### Collected material
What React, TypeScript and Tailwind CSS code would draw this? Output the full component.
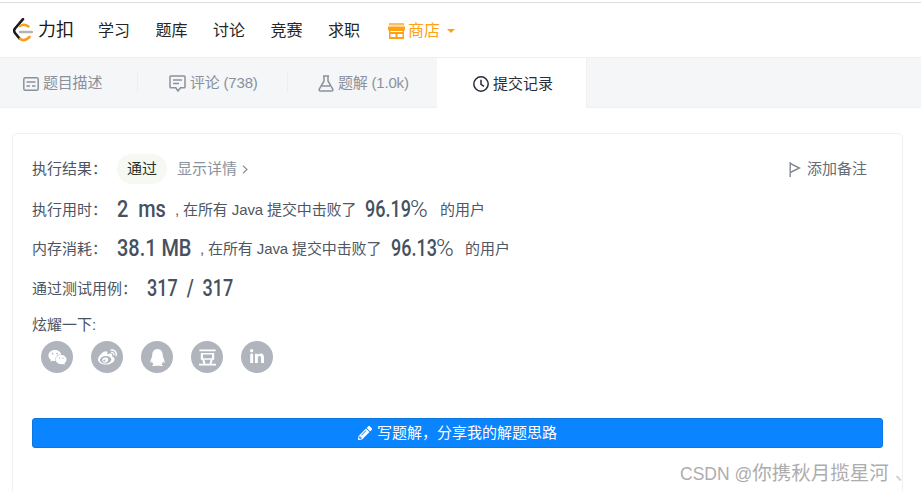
import React from "react";
import { FaWeixin, FaWeibo, FaQq, FaLinkedinIn, FaPencilAlt } from "react-icons/fa";
import { SiDouban } from "react-icons/si";

const cjk = "font-['Liberation_Sans','Noto_Sans_CJK_SC',sans-serif]";
const num = "font-['Roboto','Noto_Sans_CJK_SC',sans-serif]";

function Logo() {
  return (
    <svg width="20" height="24" viewBox="0 0 20 24" fill="none" className="shrink-0">
      <path d="M10 1.2 L2 10.5 C0.8 12 0.8 13.5 2 15 L6.5 20.5" stroke="#1a1a1a" strokeWidth="2.6" strokeLinecap="round" />
      <path d="M7 20.8 C9.5 23 12.5 22.8 16.5 19" stroke="#f89f1b" strokeWidth="2.6" strokeLinecap="round" />
      <path d="M7 8 C9.5 6.2 12.5 6.2 15.5 8.5" stroke="#f89f1b" strokeWidth="2.4" strokeLinecap="round" />
      <path d="M7 14 H19" stroke="#b3b3b3" strokeWidth="2.4" strokeLinecap="round" />
    </svg>
  );
}

function Store() {
  return (
    <svg width="17" height="16" viewBox="0 0 17 16" fill="#ffa116" className="shrink-0">
      <rect x="1" y="0" width="15" height="2.5" opacity="0.7" />
      <path d="M0 3.5 H17 V6.5 C17 7 16.5 7.5 16 7.5 V16 H1 V7.5 C0.5 7.5 0 7 0 6.5 Z M2.5 8 V9 H14.5 V8 Z M2.5 11 V14 H7.5 V11 Z M9.5 11 V14 H14.5 V11 Z" fillRule="evenodd" />
    </svg>
  );
}

function TabIconDesc() {
  return (
    <svg width="16" height="14" viewBox="0 0 16 14" fill="none" stroke="#8a919c" strokeWidth="1.5" className="shrink-0">
      <rect x="0.8" y="0.8" width="14.4" height="12.4" rx="1.5" />
      <path d="M3.5 5 H12.5 M3.5 9 H7 M9 9 H12.5" />
    </svg>
  );
}
function TabIconComment() {
  return (
    <svg width="17" height="18" viewBox="0 0 17 18" fill="none" stroke="#8a919c" strokeWidth="1.5" className="shrink-0">
      <path d="M1.8 1 H15.2 C15.7 1 16 1.3 16 1.8 V12 C16 12.5 15.7 12.8 15.2 12.8 H11.5 L9 16 L6.8 12.8 H1.8 C1.3 12.8 1 12.5 1 12 V1.8 C1 1.3 1.3 1 1.8 1 Z" />
      <path d="M4 5 H13 M4 8.5 H10" />
    </svg>
  );
}
function TabIconFlask() {
  return (
    <svg width="16" height="17" viewBox="0 0 16 17" fill="none" stroke="#8a919c" strokeWidth="1.5" className="shrink-0">
      <path d="M5 1 H11 M6 1 V6 L1.3 14 C0.8 15 1.3 16 2.4 16 H13.6 C14.7 16 15.2 15 14.7 14 L10 6 V1" />
      <path d="M4 11 H12" />
    </svg>
  );
}
function TabIconClock() {
  return (
    <svg width="16" height="16" viewBox="0 0 16 16" fill="none" stroke="#262d38" strokeWidth="1.5" className="shrink-0">
      <circle cx="8" cy="8" r="7.2" />
      <path d="M8 3.8 V8.3 L11 10.3" />
    </svg>
  );
}
function Flag() {
  return (
    <svg width="12" height="15" viewBox="0 0 12 15" fill="none" stroke="#858a92" strokeWidth="1.4" className="shrink-0">
      <path d="M1.2 0 V15" />
      <path d="M1.2 1.5 L10.5 6 L1.2 10.5" />
    </svg>
  );
}

function Share({ children }: { children: React.ReactNode }) {
  return (
    <div className="flex h-8 w-8 items-center justify-center rounded-full bg-[#b0b4bc] text-white">
      {children}
    </div>
  );
}

function Label({ children, w }: { children: React.ReactNode; w: string }) {
  return <div className={`shrink-0 text-[15px] whitespace-nowrap text-[#4b5563] ${w}`}>{children}</div>;
}

function Stat({ label, value, w, pct, pl }: { label: string; value: string; w: string; pct: string; pl: string }) {
  return (
    <div className="flex h-[24px] items-center">
      <Label w="w-[85px]">{label}</Label>
      <div className={`${w} shrink-0 pb-[2px] text-[24px] leading-none font-medium whitespace-pre text-[#46505e] ${num}`}>
        <span className="inline-block origin-left scale-x-[0.83]">{value}</span>
      </div>
      <div className="w-[181px] shrink-0 text-[15px] tracking-[-0.12px] whitespace-nowrap text-[#4f5763]">, 在所有 Java 提交中击败了</div>
      <div className={`${pl} flex w-[84px] shrink-0 pb-[2px] text-[24px] leading-none font-medium whitespace-nowrap text-[#46505e] ${num}`}>
        <span className="inline-block w-[45px] origin-left scale-x-[0.75]">{pct}</span>
        <span className="font-light">%</span>
      </div>
      <div className="shrink-0 text-[15px] whitespace-nowrap text-[#4f5763]">的用户</div>
    </div>
  );
}

export default function App() {
  return (
    <div className={`relative h-[491px] w-[921px] overflow-hidden bg-white ${cjk}`}>
      <div className="mt-[2px] h-[1px] bg-[#dddddd]" />
      <nav className="flex h-[54px] items-center pl-[13px]">
        <Logo />
        <span className="ml-[5px] w-[40px] pt-[1px] text-[18px] text-[#1a1a1a]">力扣</span>
        <div className="ml-[20px] flex gap-[25.5px] pt-[1px] text-base text-[#262626]">
          <span>学习</span>
          <span>题库</span>
          <span>讨论</span>
          <span>竞赛</span>
          <span>求职</span>
        </div>
        <div className="ml-[28px] flex items-center gap-[3px] pt-[1px] text-base text-[#ffa116]">
          <Store />
          <span>商店</span>
          <span className="ml-[4px] h-0 w-0 border-x-[4px] border-t-[4px] border-x-transparent border-t-[#ffa116]" />
        </div>
      </nav>

      <div className="flex h-[51px] border-y border-[#eff0f2] bg-[#f5f6f8] text-[15px] tracking-[-0.2px] text-[#8a919c]">
        <div className="flex w-[137px] items-center gap-[4px] pt-[2px] pl-[23px]">
          <TabIconDesc />
          <span>题目描述</span>
        </div>
        <div className="my-[14px] w-px bg-[#eceef0]" />
        <div className="flex w-[149px] items-center gap-[4px] pt-[2px] pl-[31px]">
          <TabIconComment />
          <span>评论 (738)</span>
        </div>
        <div className="my-[14px] w-px bg-[#eceef0]" />
        <div className="flex w-[149px] items-center gap-[4px] pt-[2px] pl-[30px]">
          <TabIconFlask />
          <span>题解 (1.0k)</span>
        </div>
        <div className="-mb-px flex w-[150px] items-center gap-[4px] border-r border-[#eff0f2] bg-white pt-[2px] pl-[36px] tracking-normal text-[#262d38]">
          <TabIconClock />
          <span>提交记录</span>
        </div>
      </div>

      <div className="mx-[12px] mt-[25px] h-[380px] w-[891px] rounded-[5px] border border-[#f0f0f0] px-[19px] pt-[20px]">
        <div className="flex h-[30px] items-center">
          <Label w="w-[85px]">执行结果：</Label>
          <div className="flex h-[30px] w-[50px] items-center justify-center rounded-full bg-[#f5f9f1] text-[15px] text-[#2b2f24]">通过</div>
          <div className="ml-[10px] flex items-center gap-[5px] text-[15px] text-[#8a919c]">
            <span>显示详情</span>
            <svg width="6" height="9" viewBox="0 0 6 9" fill="none" stroke="#8a919c" strokeWidth="1.2">
              <path d="M1 0.8 L5 4.5 L1 8.2" />
            </svg>
          </div>
          <div className="mr-[16px] ml-auto flex items-center gap-[6px] text-[15px] text-[#666c75]">
            <Flag />
            <span>添加备注</span>
          </div>
        </div>

        <div className="mt-[14px]">
          <Stat label="执行用时：" value="2  ms" w="w-[58px]" pct="96.19" pl="pl-[9px]" />
        </div>
        <div className="mt-[15px]">
          <Stat label="内存消耗：" value="38.1 MB" w="w-[83px]" pct="96.13" pl="pl-[10px]" />
        </div>

        <div className="mt-[16px] flex h-[24px] items-center">
          <Label w="w-[115px]">通过测试用例：</Label>
          <div className={`pb-[2px] text-[24px] leading-none font-medium whitespace-pre text-[#46505e] ${num}`}>
            <span className="inline-block origin-left scale-x-[0.75]">{"317  /  317"}</span>
          </div>
        </div>

        <div className="mt-[13px] text-[15px] leading-[22px] text-[#4b5563]">炫耀一下:</div>
        <div className="mt-[5px] flex gap-[18px] pl-[9px]">
          <Share><FaWeixin size={19} /></Share>
          <Share><FaWeibo size={19} /></Share>
          <Share><FaQq size={17} /></Share>
          <Share><SiDouban size={17} /></Share>
          <Share><FaLinkedinIn size={16} /></Share>
        </div>

        <button className={`mt-[45px] flex h-[30px] w-full items-center justify-center gap-[5px] rounded-[3px] border border-[#0b77e0] bg-[#0a84ff] text-[15px] text-white ${cjk}`}>
          <FaPencilAlt size={14} />
          <span>写题解，分享我的解题思路</span>
        </button>
      </div>

      <div className="absolute top-[460px] left-[680px] leading-[26px] whitespace-nowrap text-[#adadad]">
        <span className="text-[17.5px]">CSDN @</span>
        <span className="text-[19.5px]">你携秋月揽星河</span>
        <span className="ml-[6px] text-[19.5px] text-[#d0d0d0]">、</span>
      </div>
    </div>
  );
}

### Instructions to follow
Sift the material for lines with the string "full". Copy each one found.

### Solution to the exercise
What React, TypeScript and Tailwind CSS code would draw this? Output the full component.
    <div className="flex h-8 w-8 items-center justify-center rounded-full bg-[#b0b4bc] text-white">
          <div className="flex h-[30px] w-[50px] items-center justify-center rounded-full bg-[#f5f9f1] text-[15px] text-[#2b2f24]">通过</div>
        <button className={`mt-[45px] flex h-[30px] w-full items-center justify-center gap-[5px] rounded-[3px] border border-[#0b77e0] bg-[#0a84ff] text-[15px] text-white ${cjk}`}>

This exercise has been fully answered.